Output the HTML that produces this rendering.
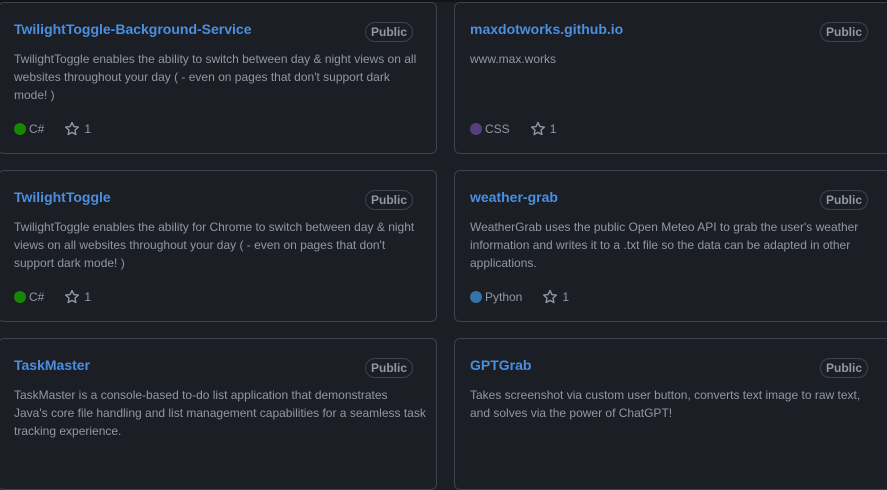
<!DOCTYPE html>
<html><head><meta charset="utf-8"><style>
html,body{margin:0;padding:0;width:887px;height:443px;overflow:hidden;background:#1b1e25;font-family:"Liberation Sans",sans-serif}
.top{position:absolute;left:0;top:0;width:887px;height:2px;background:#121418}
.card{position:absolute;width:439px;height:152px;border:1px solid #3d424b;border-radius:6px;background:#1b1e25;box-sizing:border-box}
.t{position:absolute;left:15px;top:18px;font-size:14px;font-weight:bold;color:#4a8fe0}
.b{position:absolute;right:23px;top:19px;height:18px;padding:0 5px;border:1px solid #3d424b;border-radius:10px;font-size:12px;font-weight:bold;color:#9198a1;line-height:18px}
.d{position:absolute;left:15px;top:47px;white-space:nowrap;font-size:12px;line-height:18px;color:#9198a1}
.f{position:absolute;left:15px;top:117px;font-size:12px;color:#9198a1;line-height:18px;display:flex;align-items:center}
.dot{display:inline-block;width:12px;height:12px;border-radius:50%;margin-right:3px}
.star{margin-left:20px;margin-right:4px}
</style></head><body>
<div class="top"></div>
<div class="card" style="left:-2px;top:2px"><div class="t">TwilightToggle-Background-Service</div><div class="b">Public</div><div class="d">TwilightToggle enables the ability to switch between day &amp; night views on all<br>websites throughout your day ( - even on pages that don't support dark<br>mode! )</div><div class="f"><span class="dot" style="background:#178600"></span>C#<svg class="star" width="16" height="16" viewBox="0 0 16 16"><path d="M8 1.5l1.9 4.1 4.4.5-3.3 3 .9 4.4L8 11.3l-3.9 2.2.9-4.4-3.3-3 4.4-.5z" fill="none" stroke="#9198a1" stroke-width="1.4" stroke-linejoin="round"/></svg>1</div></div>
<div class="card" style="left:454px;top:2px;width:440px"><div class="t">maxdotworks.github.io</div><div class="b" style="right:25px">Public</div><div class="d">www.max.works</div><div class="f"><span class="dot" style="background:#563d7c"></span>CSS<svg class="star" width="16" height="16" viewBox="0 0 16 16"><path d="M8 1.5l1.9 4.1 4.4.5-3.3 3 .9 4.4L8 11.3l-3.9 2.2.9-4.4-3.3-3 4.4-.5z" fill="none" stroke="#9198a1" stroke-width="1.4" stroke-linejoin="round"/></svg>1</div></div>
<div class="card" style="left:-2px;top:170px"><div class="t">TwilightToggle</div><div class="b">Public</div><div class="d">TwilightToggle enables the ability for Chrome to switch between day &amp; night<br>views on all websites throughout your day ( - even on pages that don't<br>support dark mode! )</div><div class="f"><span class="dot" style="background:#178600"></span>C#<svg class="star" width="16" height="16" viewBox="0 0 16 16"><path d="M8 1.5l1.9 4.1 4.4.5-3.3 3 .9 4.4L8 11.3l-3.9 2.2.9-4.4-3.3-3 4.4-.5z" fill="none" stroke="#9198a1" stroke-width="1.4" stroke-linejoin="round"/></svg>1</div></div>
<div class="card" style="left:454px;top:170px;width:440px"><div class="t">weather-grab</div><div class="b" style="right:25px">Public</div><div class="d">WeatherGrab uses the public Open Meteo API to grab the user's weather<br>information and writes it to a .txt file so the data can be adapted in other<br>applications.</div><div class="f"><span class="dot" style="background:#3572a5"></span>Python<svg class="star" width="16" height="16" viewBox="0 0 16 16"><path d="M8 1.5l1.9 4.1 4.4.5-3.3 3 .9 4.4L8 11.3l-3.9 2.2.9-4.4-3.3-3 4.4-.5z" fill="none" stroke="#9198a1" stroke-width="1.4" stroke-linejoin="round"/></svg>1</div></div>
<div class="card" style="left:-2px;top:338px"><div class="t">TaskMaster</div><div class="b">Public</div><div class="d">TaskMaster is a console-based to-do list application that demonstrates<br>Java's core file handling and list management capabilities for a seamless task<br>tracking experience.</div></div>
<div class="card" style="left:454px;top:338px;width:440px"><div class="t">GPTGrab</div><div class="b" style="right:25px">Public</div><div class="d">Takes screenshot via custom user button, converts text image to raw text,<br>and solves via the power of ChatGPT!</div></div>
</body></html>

________

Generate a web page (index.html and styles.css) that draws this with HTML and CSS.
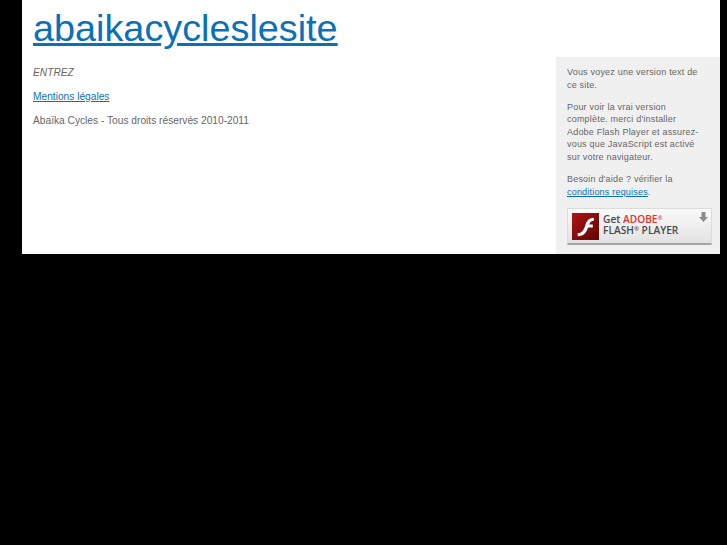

________

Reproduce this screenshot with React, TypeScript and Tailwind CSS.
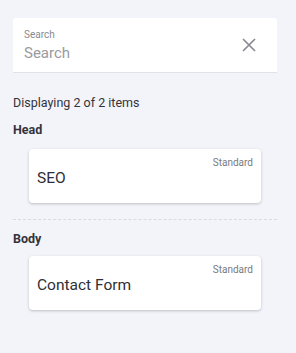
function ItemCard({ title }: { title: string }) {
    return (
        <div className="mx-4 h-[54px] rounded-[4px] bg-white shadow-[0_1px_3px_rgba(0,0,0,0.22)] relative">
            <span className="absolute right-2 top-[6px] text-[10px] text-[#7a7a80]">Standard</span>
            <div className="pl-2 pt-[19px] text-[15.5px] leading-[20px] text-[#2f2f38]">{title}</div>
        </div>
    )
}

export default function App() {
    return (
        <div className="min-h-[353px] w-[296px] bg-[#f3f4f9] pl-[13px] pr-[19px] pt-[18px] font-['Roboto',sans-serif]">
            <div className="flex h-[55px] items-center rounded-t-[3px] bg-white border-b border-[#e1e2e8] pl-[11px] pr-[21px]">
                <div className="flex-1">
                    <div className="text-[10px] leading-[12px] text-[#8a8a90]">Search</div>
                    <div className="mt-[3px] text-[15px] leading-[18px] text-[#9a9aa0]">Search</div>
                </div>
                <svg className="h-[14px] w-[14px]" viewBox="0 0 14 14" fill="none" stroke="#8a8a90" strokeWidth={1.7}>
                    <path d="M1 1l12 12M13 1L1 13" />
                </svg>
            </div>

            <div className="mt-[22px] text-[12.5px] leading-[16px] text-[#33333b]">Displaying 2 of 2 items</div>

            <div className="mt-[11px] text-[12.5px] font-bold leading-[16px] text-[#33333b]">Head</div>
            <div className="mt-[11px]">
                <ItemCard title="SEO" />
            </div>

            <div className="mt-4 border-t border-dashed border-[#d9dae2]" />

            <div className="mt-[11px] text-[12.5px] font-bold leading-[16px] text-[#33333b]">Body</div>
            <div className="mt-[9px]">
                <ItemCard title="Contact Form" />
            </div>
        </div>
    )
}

________

→ **EXERCISE DIRECTIONS**
Return every line holding the word "this" from the records.

→ **FULL OUTPUT**
Output the HTML that produces this rendering.
Generate a web page (index.html and styles.css) that draws this with HTML and CSS.
Reproduce this screenshot with React, TypeScript and Tailwind CSS.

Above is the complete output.